A Quick Note on Frustration

If your dog starts ignoring the fist or wandering off, end the session. No drama, no scolding. Just a cheerful "all done" and a treat tossed on the floor for good measure.

Come back in a few hours or tomorrow. Dogs learn during rest, not during exhaustion.

Step 3: Introduce the Hand Signal

Here's where it starts to look like an actual wave.

Instead of holding your fist still, begin moving it in a small up-and-down motion as you present it. You're essentially "waving" your hand at your dog and inviting them to mirror you.

Most Goldens pick this up fast. They've been watching your hands their whole lives because hands mean food, play, and petting. Your hand moving is wildly interesting to them.

"Dogs don't just learn commands. They learn your whole body language, whether you're trying to teach it or not."

Reward any upward paw movement that happens while your hand is in motion. You're starting to shape the actual waving behavior now.

When to Expect the Lightbulb Moment

Some dogs get it in one session. Others take a few days of short practice. With Goldens, it usually happens somewhere in the middle because they're smart but also easily distracted by everything wonderful happening around them.

Be consistent with your hand signal from this point forward. The same motion, same height, same speed. That consistency is what helps your dog connect the visual cue to the behavior.

Step 4: Add the Verbal Cue

Once your dog is waving reliably in response to your hand signal alone, it's time to add the word.

Say "wave" (or "hi," or whatever word you want) just before you give the hand signal. Not during, not after.

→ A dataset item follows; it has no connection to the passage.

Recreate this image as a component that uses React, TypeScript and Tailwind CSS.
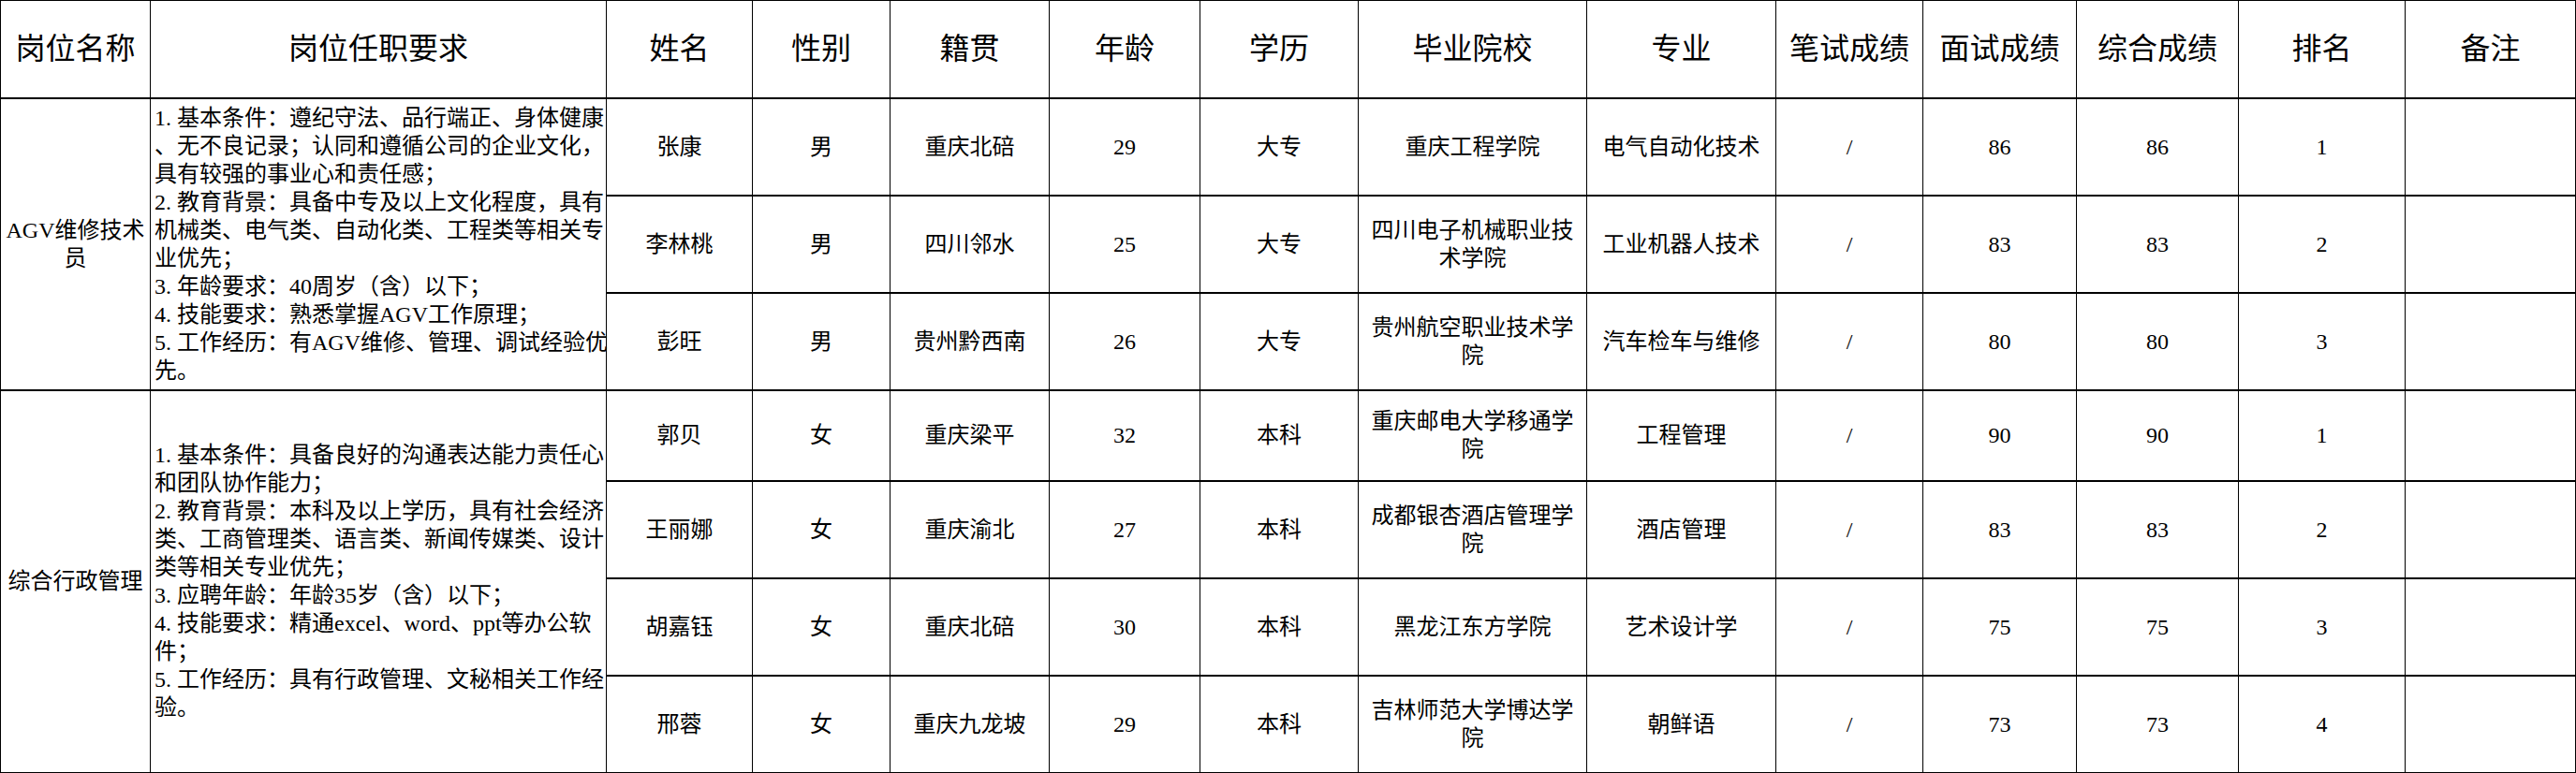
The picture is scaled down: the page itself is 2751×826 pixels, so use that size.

Before.

The timing here matters more than it seems. You want the word to predict the hand signal, and the hand signal to predict the behavior. That's how dogs build language associations.

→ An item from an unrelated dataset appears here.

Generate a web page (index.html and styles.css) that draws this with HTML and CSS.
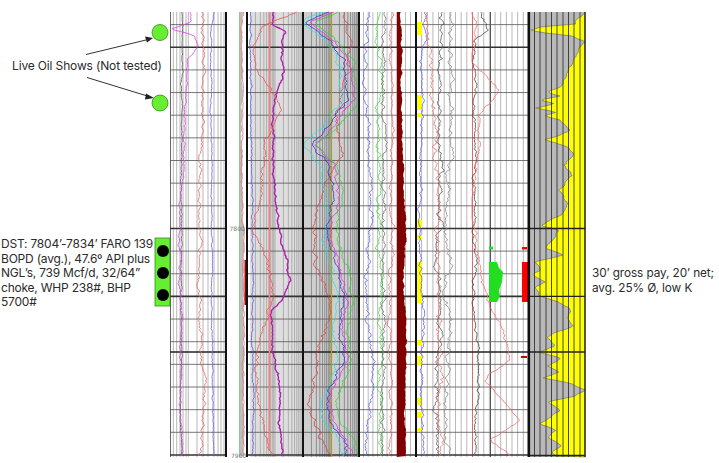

Practice this combo ten to fifteen times per session until you can clearly see your dog starting to react to the word itself, even before your hand fully moves.

Step 5: Fade the Treat from Your Hand

Right now your dog is probably waving at a treat-filled fist. That's great for building the behavior, but eventually you want them waving at an empty hand.

Start by switching to an open palm for the hand signal instead of a closed fist.

Reward from your other hand or from a treat pouch. This separates the reward from the cue, which is a big deal for long-term reliability. You want your dog waving because you asked, not because they can smell a biscuit two inches from their nose.

Do this gradually. Alternate between the closed fist and the open palm over several sessions.

Keeping It Exciting

Vary your rewards too. Sometimes a treat, sometimes a "yes!" and a good scratch behind the ears, sometimes a quick game of tug. Unpredictable rewards actually make behaviors stronger over time.

It sounds counterintuitive, but it's one of the most well-supported findings in animal learning research.

Step 6: Practice in New Places

Your dog waving perfectly in your living room is a great start. But what happens at the dog park? At grandma's house? In the backyard when the neighbor's cat is sitting on the fence?

Distractions change everything.

Take the trick on the road deliberately. Practice in the backyard, then the front yard, then on a walk, then in a friend's kitchen. Each new environment is essentially a new test, and passing it makes the behavior more generalized and reliable overall.

"A trick your dog only knows at home is a party piece. A trick they know anywhere is a skill."

Lower your criteria when you're in a new place. Go back to rewarding every single wave, even the sloppy ones. Then gradually raise your standards again as they settle into the new environment.

Step 7: Put It On Cue for Real Life

This is the fun part. Start asking for the wave in real situations, not just training sessions.

Ask your Golden to wave when a guest arrives. Ask for it on your morning walk when you pass a neighbor. Ask for it when your kids come home from school.

Real-life practice is where tricks become second nature. And Goldens absolutely love performing for an audience, especially one that reacts with the kind of joy only a waving dog can produce.

A few tips to keep the behavior sharp over time:

  • Reinforce occasionally even after the trick is solid. Don't let it go totally on auto-pilot.
  • Refresh the training every few weeks with a quick five-minute session.
  • Keep your cue consistent. If you say "wave" sometimes and "hi" other times, expect confusion.

Common Problems and Quick Fixes

My Dog Just Paws at Me Without Waving

They're probably used to the flat-hand "shake" and defaulting to that. Raise your hand signal higher and only reward when the paw goes noticeably upward. Be picky about what you click or treat.

My Dog Loses Interest Fast

Shorter sessions, higher value treats. Try switching to something they go absolutely crazy for, like small pieces of chicken or cheese, just for training sessions.

The Wave Looks More Like a Scratch

Totally normal in the early stages. Keep raising the target height gradually. Over time, the motion will get more upward and fluid as they understand what you're looking for.

My Dog Waves Once and Stops

They might be waiting to see if one wave is enough to earn the reward. Ask for two or three waves before treating occasionally, so they learn to sustain the behavior a little longer.